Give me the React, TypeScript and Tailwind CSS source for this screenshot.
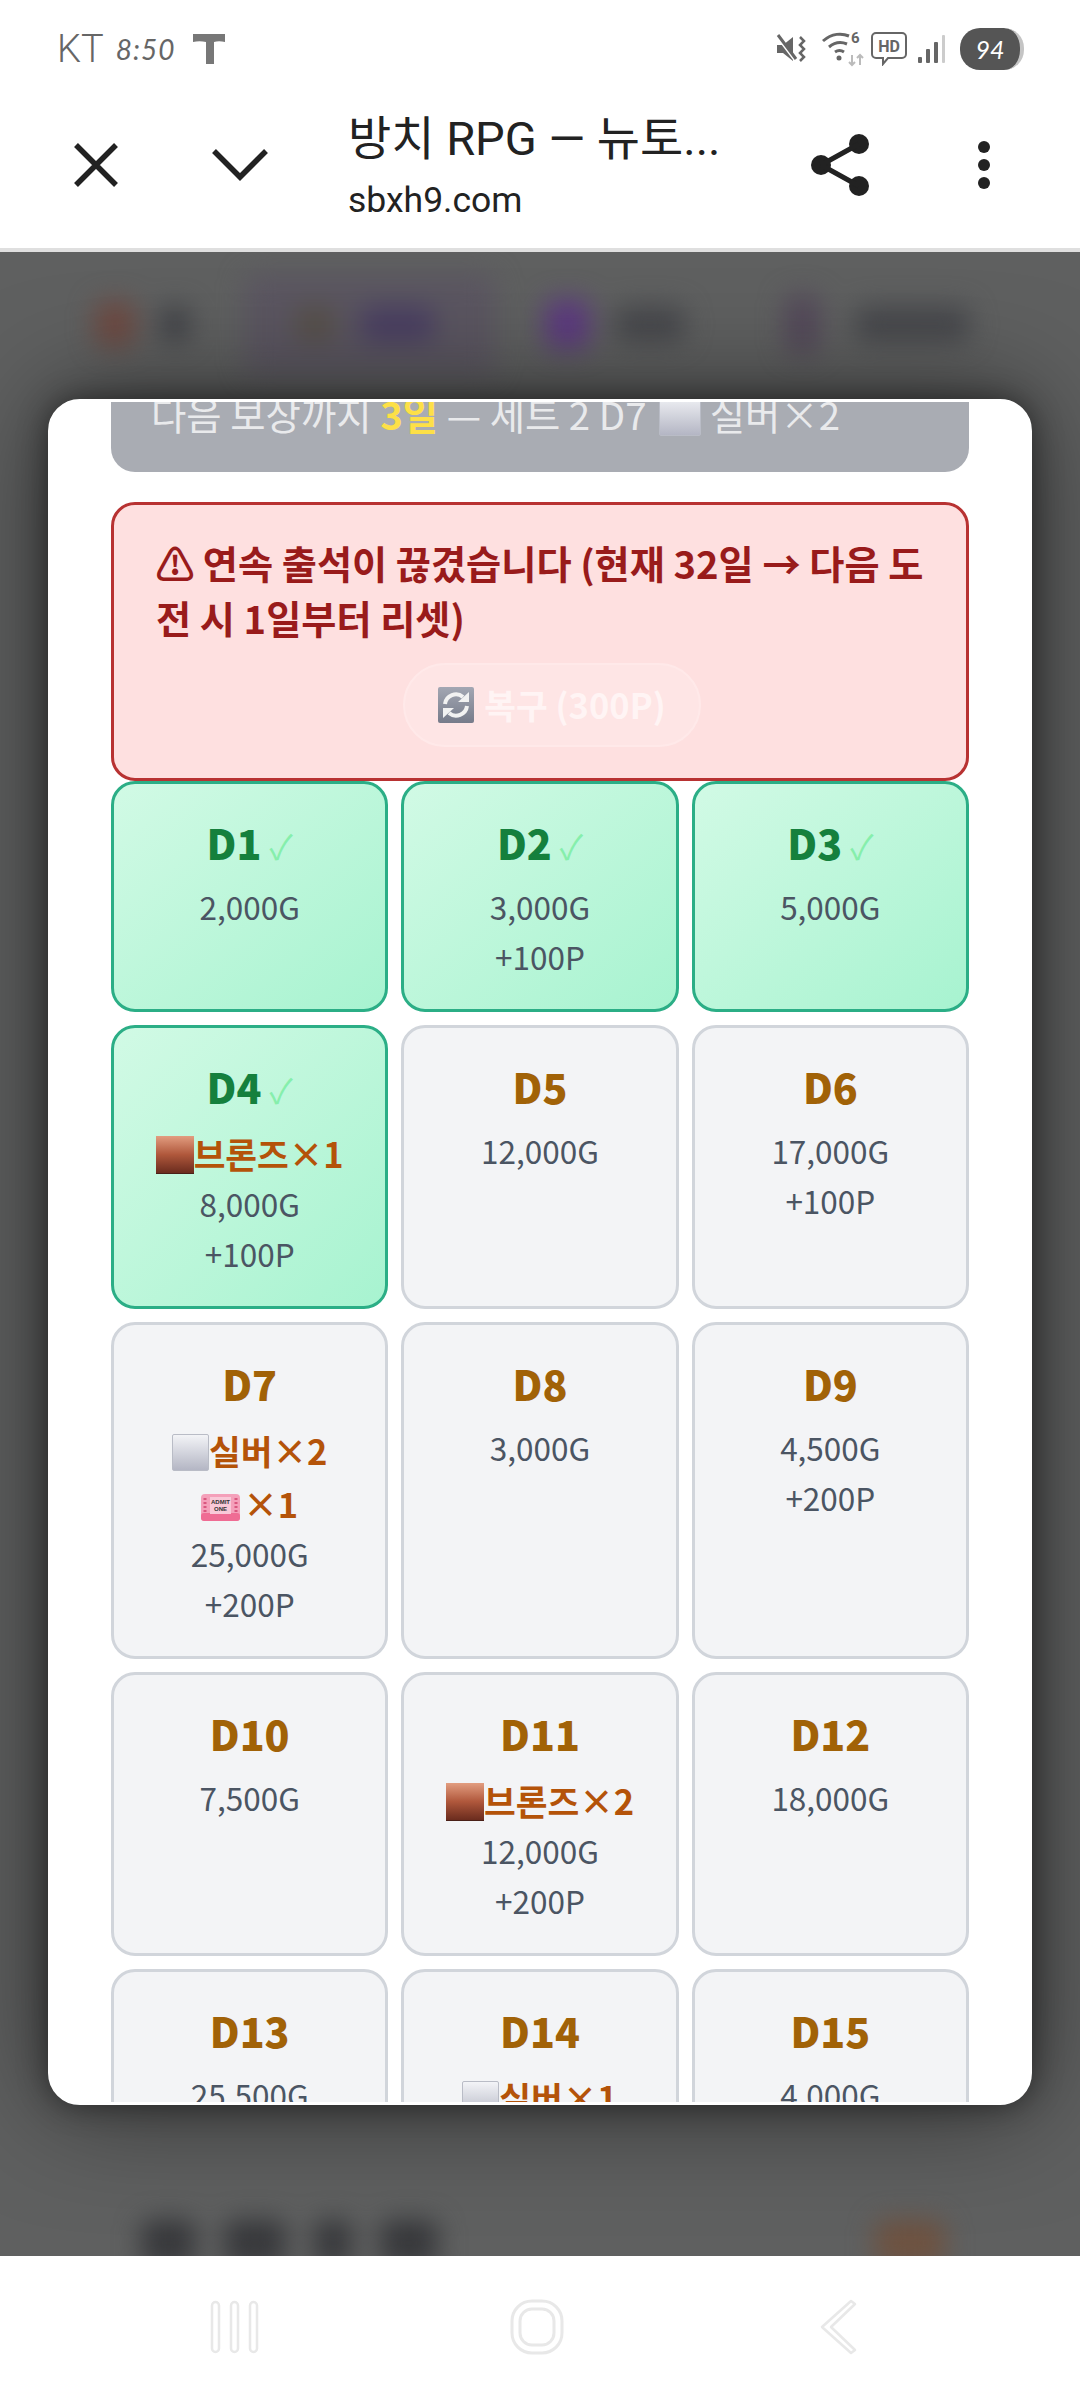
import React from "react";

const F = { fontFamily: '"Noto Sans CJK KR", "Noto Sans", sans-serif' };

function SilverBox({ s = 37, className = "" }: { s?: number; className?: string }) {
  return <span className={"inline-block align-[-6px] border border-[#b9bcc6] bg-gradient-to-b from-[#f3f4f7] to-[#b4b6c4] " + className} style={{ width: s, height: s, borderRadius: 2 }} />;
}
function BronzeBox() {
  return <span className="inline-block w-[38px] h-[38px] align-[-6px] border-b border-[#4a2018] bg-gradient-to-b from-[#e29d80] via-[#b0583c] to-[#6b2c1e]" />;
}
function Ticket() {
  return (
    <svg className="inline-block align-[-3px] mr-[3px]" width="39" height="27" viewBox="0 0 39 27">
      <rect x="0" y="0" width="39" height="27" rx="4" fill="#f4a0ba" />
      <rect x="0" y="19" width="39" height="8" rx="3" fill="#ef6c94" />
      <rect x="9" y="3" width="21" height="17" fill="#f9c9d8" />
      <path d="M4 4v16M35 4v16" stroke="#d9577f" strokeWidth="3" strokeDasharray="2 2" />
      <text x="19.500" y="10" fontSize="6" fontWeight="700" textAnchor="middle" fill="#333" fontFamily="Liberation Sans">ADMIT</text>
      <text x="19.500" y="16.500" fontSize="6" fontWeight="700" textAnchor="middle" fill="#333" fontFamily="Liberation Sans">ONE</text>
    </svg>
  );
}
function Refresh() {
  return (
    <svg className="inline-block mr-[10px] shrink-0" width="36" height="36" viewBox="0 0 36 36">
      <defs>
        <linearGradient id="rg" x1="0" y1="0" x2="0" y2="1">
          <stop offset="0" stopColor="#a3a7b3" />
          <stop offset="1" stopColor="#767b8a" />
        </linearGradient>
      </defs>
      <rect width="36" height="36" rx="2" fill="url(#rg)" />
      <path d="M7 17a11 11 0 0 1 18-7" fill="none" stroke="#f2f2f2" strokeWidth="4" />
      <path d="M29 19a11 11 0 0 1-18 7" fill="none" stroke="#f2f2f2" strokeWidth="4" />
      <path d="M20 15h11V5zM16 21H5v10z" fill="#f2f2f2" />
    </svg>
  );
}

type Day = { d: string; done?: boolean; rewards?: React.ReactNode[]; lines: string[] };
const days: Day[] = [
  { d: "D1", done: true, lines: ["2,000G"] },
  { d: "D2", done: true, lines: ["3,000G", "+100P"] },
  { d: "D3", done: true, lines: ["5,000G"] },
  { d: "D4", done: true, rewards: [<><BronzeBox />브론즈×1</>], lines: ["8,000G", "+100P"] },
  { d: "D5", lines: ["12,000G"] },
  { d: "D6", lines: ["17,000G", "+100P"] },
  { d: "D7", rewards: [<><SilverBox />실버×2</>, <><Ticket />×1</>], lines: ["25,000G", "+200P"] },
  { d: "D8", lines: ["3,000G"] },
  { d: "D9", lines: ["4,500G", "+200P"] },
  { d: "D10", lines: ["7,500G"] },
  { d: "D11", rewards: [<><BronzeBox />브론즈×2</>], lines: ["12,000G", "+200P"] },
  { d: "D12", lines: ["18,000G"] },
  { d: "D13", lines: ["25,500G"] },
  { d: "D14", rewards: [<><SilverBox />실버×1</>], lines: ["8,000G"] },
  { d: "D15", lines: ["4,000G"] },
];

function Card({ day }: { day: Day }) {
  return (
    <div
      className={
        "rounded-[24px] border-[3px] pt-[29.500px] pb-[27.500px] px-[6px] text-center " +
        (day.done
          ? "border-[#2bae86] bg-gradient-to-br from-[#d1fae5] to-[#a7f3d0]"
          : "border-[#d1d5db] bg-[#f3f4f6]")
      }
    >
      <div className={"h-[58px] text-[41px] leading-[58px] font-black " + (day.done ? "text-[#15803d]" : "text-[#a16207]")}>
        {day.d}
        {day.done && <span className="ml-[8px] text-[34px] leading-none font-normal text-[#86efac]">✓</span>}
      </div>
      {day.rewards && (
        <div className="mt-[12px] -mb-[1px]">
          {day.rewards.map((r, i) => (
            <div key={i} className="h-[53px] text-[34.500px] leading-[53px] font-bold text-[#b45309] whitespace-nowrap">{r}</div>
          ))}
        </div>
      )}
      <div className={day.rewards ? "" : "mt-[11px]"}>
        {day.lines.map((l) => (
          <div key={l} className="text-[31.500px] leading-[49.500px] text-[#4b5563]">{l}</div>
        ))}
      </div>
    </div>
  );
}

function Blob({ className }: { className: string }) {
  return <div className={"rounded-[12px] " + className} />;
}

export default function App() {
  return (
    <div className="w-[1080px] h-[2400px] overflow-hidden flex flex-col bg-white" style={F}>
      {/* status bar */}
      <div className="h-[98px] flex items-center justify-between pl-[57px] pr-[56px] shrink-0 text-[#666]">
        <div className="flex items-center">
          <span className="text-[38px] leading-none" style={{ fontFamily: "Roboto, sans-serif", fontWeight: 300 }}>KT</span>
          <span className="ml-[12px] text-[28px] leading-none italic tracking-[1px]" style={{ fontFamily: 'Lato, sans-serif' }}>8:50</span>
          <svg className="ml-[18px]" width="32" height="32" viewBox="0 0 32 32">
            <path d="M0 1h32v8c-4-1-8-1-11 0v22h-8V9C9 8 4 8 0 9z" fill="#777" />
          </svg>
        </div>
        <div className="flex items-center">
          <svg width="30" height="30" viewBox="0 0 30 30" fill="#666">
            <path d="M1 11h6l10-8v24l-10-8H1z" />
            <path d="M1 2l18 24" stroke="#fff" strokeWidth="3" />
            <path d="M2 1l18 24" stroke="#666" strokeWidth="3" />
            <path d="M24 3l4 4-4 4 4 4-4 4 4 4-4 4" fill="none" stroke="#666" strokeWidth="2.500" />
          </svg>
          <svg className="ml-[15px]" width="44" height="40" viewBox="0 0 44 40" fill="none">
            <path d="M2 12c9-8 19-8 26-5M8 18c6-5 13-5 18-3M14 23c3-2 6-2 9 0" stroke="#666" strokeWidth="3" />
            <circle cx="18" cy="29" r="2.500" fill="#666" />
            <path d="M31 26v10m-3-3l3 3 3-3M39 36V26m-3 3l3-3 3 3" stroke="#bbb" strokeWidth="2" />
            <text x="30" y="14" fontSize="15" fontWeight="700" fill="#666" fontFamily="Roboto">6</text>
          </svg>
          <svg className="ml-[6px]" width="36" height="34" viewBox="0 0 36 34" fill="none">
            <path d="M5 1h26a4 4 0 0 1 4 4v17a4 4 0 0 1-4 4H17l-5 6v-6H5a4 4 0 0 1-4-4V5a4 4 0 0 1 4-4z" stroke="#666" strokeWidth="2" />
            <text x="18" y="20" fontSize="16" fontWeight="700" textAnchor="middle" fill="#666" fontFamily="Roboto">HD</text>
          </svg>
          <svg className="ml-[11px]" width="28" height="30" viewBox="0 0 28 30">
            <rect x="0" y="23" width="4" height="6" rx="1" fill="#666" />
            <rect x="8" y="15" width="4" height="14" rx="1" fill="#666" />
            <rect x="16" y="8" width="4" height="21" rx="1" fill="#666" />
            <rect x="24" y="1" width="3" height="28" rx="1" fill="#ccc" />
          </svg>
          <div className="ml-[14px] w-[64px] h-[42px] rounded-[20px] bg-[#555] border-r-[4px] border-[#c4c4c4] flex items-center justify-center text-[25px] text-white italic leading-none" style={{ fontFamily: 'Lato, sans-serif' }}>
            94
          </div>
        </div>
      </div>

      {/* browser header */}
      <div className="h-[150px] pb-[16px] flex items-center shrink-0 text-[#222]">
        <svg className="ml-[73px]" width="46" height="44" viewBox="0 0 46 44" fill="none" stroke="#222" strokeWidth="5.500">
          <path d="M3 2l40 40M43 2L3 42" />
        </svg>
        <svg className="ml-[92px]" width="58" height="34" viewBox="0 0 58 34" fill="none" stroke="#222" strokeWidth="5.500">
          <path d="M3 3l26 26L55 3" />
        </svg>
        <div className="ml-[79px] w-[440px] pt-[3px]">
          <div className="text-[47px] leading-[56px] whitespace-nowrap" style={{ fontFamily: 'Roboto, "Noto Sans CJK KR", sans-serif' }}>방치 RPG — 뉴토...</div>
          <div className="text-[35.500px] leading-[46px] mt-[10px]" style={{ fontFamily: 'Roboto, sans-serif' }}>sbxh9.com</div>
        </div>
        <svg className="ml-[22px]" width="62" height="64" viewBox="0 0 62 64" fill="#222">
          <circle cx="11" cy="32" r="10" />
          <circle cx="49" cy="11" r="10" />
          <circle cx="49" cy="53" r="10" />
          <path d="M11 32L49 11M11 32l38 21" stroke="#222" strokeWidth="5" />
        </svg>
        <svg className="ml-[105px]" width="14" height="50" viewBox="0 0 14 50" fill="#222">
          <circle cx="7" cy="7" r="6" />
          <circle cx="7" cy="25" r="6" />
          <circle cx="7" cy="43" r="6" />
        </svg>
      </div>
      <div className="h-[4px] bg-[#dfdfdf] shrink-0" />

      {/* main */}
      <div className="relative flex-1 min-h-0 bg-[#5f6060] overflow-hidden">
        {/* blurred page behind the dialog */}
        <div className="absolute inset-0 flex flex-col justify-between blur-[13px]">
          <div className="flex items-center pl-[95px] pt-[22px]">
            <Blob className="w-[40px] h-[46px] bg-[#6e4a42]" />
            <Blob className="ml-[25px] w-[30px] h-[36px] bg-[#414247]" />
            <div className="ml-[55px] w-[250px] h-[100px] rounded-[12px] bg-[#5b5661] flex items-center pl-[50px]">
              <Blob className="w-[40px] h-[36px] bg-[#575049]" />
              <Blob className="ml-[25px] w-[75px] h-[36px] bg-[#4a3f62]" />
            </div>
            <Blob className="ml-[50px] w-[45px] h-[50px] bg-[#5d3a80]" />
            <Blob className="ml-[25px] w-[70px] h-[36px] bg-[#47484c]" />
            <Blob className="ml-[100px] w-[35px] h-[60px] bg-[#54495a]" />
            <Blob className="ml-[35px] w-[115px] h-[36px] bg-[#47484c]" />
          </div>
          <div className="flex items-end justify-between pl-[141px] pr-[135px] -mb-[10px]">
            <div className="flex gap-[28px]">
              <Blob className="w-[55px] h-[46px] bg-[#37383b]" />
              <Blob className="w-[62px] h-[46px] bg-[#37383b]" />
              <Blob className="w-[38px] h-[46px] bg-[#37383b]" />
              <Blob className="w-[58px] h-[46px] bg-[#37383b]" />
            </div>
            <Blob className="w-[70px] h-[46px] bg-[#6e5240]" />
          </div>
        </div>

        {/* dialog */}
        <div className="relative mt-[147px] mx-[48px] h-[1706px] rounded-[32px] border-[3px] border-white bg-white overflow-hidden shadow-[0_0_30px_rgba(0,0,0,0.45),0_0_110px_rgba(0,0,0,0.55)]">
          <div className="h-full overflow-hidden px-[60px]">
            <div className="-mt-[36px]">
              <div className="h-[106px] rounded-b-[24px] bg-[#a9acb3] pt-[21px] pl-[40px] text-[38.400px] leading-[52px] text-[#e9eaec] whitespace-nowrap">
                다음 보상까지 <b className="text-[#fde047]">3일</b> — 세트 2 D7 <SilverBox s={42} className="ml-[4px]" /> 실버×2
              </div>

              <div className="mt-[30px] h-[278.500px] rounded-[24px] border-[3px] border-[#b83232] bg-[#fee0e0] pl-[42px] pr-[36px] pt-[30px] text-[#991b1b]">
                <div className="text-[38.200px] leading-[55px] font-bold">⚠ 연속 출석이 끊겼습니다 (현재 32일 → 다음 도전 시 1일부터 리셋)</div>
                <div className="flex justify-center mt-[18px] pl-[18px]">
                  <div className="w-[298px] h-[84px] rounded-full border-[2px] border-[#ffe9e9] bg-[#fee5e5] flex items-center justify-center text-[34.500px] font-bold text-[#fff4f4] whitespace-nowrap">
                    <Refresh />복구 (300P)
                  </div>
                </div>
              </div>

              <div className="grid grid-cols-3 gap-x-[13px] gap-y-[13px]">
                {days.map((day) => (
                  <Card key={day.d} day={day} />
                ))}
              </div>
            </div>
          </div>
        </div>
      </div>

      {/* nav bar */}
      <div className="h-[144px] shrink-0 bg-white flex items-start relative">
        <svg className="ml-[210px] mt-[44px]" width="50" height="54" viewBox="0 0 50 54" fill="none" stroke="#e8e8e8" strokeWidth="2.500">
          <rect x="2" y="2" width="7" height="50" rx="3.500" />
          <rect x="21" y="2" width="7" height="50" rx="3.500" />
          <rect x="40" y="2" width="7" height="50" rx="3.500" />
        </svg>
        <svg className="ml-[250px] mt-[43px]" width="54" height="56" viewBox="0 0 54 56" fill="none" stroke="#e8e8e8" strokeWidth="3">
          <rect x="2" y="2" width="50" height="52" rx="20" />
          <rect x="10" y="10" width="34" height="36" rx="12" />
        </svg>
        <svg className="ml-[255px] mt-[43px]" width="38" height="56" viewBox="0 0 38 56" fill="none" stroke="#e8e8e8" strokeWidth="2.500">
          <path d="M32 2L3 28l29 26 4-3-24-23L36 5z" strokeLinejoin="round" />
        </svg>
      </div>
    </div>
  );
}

Exercise requirements
Of all the lines in the listing above, how many contain the word "React"? Answer with the number alone.

Answer in full
3